Patients may be exposed to other types of radiation with different relative bioliogical impact, for example, alpha radiation, will have more sever effects given the same radiation dose. Thus, the need to track the Equivalent Dose in addition to the physical unit of the Absorbed Dose.
One final weighting which will be discussed in the next section is to account for which body parts have been irradiated in reporting the radiation dose.
Effective Dose
Not all organs are equally radiosensitive and a means is needed to account for this varied radio sensitivity across organ and tissue types. For instance hereditary effects [add link to header in radiation biology] are only possible in the gonads when germline cells receive radiation damage so a relatively high weight is given to the gonads.

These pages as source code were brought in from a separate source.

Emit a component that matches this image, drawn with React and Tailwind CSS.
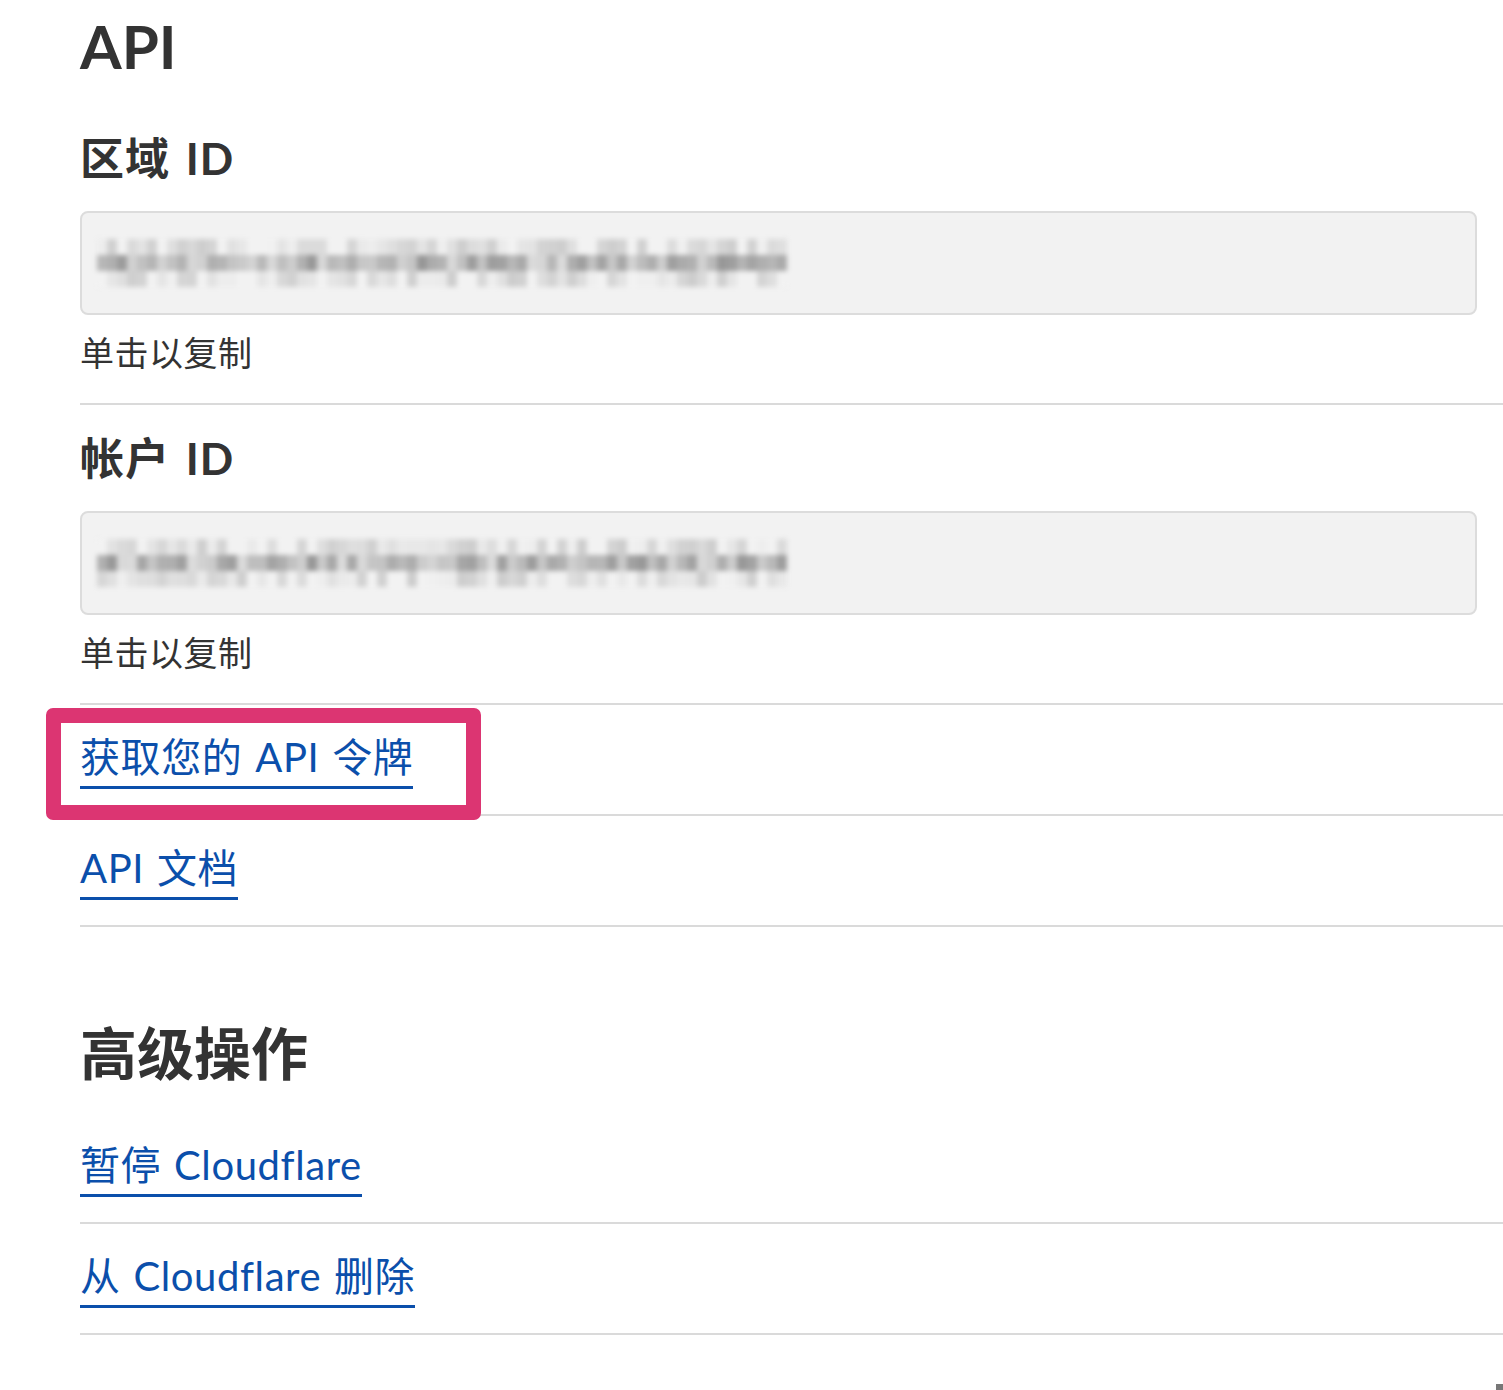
import React from 'react';

const font = { fontFamily: 'Lato, "Noto Sans CJK SC", sans-serif' };

// pseudo-random mosaic for the blurred ids
function makeCells(seed, cols) {
    let s = seed;
    const rand = () => {
        s = (s * 9301 + 49297) % 233280;
        return s / 233280;
    };
    const rows = [];
    for (let r = 0; r < 3; r++) {
        const row = [];
        for (let c = 0; c < cols; c++) {
            const v = rand();
            let shade;
            if (r === 1) shade = Math.round(150 + v * 70);
            else shade = Math.round(205 + v * 36);
            const edge = r !== 1 && rand() < 0.2;
            row.push(edge ? 242 : shade);
        }
        rows.push(row);
    }
    return rows;
}

function Mosaic({ seed }) {
    const rows = makeCells(seed, 69);
    return (
        <div className="flex flex-col blur-[2.5px]">
            {rows.map((row, i) => (
                <div key={i} className="flex h-[16px]">
                    {row.map((g, j) => (
                        <div key={j} className="w-[10px] h-full" style={{ backgroundColor: `rgb(${g},${g},${g})` }} />
                    ))}
                </div>
            ))}
        </div>
    );
}

function IdField({ title, seed }) {
    return (
        <div className="border-b-2 border-[#dadada] pb-[28px]">
            <h2 className="text-[44px] font-bold leading-[56px] tracking-[1px] [word-spacing:4px] text-[#333]">{title}</h2>
            <div className="mt-[25px] mr-[26px] h-[104px] rounded-lg border-2 border-[#dcdcdc] bg-[#f2f2f2] flex items-center pl-[15px] overflow-hidden">
                <Mosaic seed={seed} />
            </div>
            <p className="mt-[16px] text-[34px] leading-[44px] tracking-[0.5px] text-[#333]">单击以复制</p>
        </div>
    );
}

function LinkRow({ children, highlight }) {
    return (
        <div className="relative border-b-2 border-[#dadada] pt-[28px] pb-[25px]">
            <a href="#" className="inline-block text-[40px] leading-[48px] tracking-[0.6px] [word-spacing:2px] pb-[5px] border-b-[3px] border-[#0b4fab] text-[#0b4fab]">
                {children}
            </a>
            {highlight && (
                <div className="absolute left-[-34px] top-[3px] w-[435px] h-[112px] border-[15px] border-[#dc3572] rounded-[7px] pointer-events-none" />
            )}
        </div>
    );
}

export default function App() {
    return (
        <div className="min-h-[1390px] bg-white pl-[80px] pt-[10px] relative" style={font}>
            <h1 className="text-[60px] font-bold leading-[72px] text-[#333]">API</h1>
            <div className="mt-[48px]">
                <IdField title="区域 ID" seed={17} />
            </div>
            <div className="pt-[25px]">
                <IdField title="帐户 ID" seed={83} />
            </div>
            <LinkRow highlight>获取您的 API 令牌</LinkRow>
            <LinkRow>API 文档</LinkRow>

            <h1 className="mt-[90px] text-[57px] font-bold leading-[72px] text-[#333]">高级操作</h1>
            <div className="mt-[24px]">
                <LinkRow>暂停 Cloudflare</LinkRow>
                <LinkRow>从 Cloudflare 删除</LinkRow>
            </div>
            <div className="absolute right-0 bottom-0 w-[7px] h-[6px] bg-[#777]" />
        </div>
    );
}
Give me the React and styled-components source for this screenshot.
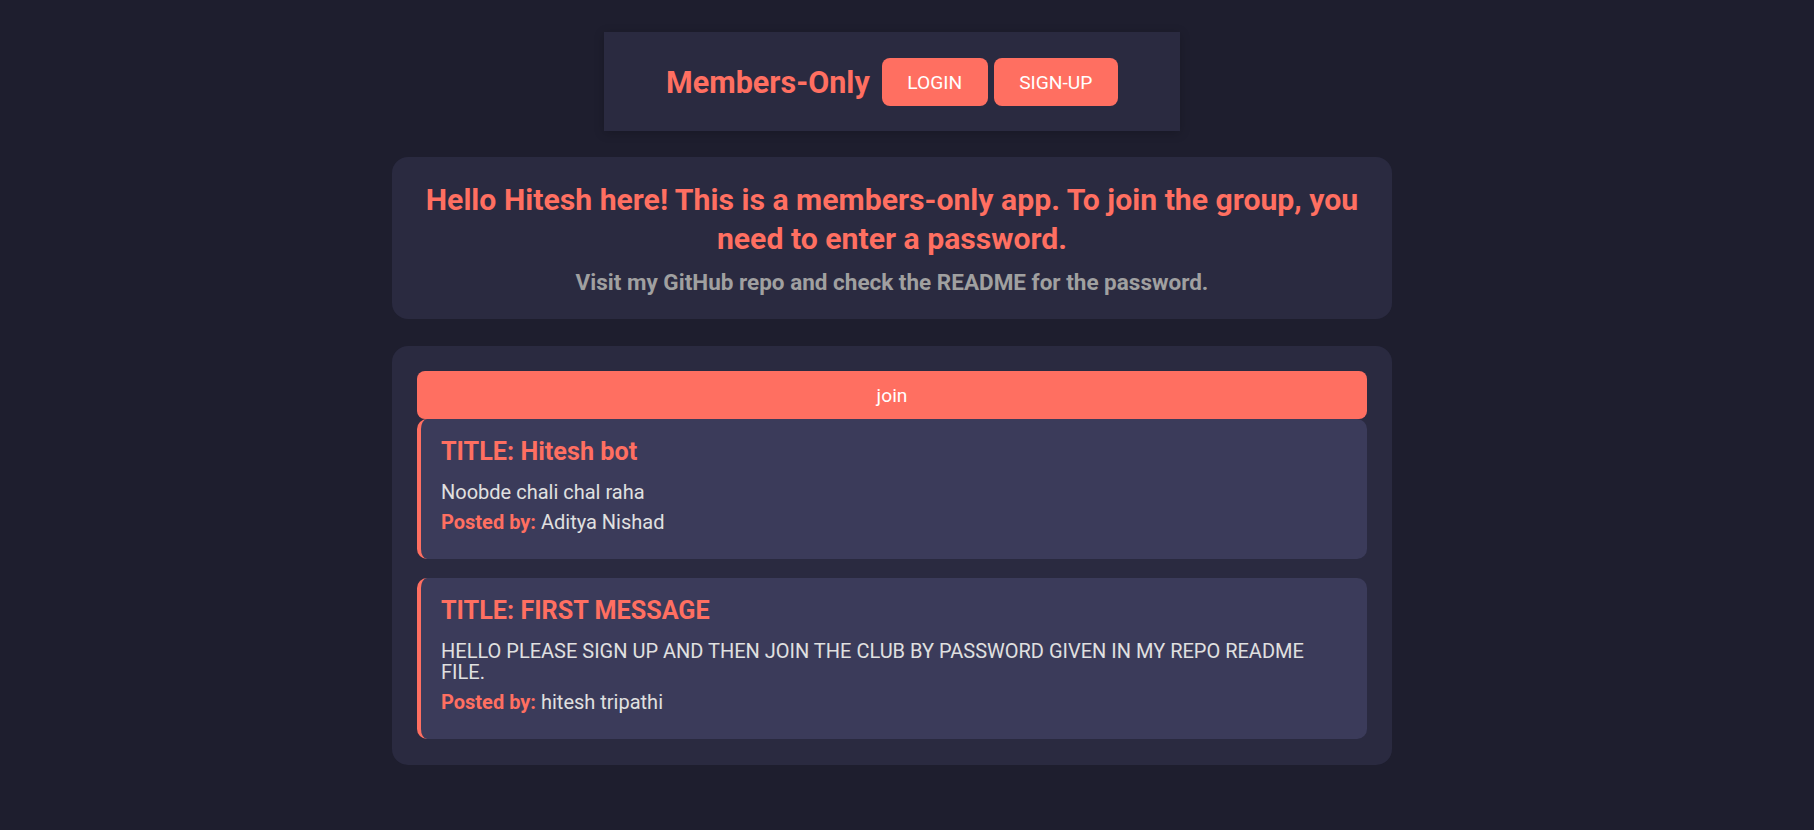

Additionally, in the somatic (non-germline cells) there is varying radiosensitivity which is directly dependent upon how frequency the different tissue types are reproduced within the body.
For instance bone marrow cells are continuously being reproduced and thus will have a higher sensitivity to radiation. This is also why the a severe Acute Radiation Syndrome is linked to the bone marrow.
The ICRP has determined the effective weighting factors for each organ within the body as given in this table.
Organ | Tissue Weighting Factor (ICRP 2007) |
---|---|
Gonads | 0.08 |
Red Bone Marrow | 0.13 |
Colon | 0.19 |
Lung | 0.16 |
Stomach | 0.12 |
Breasts | 0.12 |
Bladder | 0.04 |
Liver | 0.04 |
Esophagus | 0.04 |
Thyroid | 0.04 |
Skin | 0.01 |
Bone surface | 0.01 |
Salivary glands | 0.01 |
Brain | 0.01 |
Rest of body | 0.12 |
Total | 1 |
If we want to calculate the Effective Dose, we take our Equivalent Dose and then we multiply it by a weighting for each organ that is irradiated. So for each of the organs which is exposed, we have a weighting factor.
Multiplying the Equivalent Dose that each organ receives with weighting factor and adding up all of the contributions gives an Effective Dose.
The effective dose is an important quantity to understand and it is applicable to estimate potential risk to a large population. However, for a given individual, it is difficult to define the likelihood of harm.
Summary
In this section we provide a summary figure that relates the different units described above. Since these units are used frequently in the clinical environment it will be great if you have a solid understanding of these relationships.
For instance, in the figure in this section you should be able to cover any given box with your finger and be able to recite what is under your finger from memory.
We will summarize these important relationships here.
Exposure measurements are point-like while Absorbed Dose is an estimate of the energy absorbed in the patient, normalized by the mass of the patient.
The SI units of Absorbed Dose, are Gy (Gray) or mGy (milliGray).
To get Equivalent Dose from Absorbed Dose, we need a weighting factor, which is 1 for x-rays. Effective Dose can be calculated from Equivalent Dose taking into account weighting factors of different particles and different organs of the body.
Thus, in the end we have a measure in Sv (Sieverts) or mSv which takes into account the physical energy imparted (normalized by mass), the relative biological effect of the radiation type and the relative radiosensitivities of the different organs irradiated.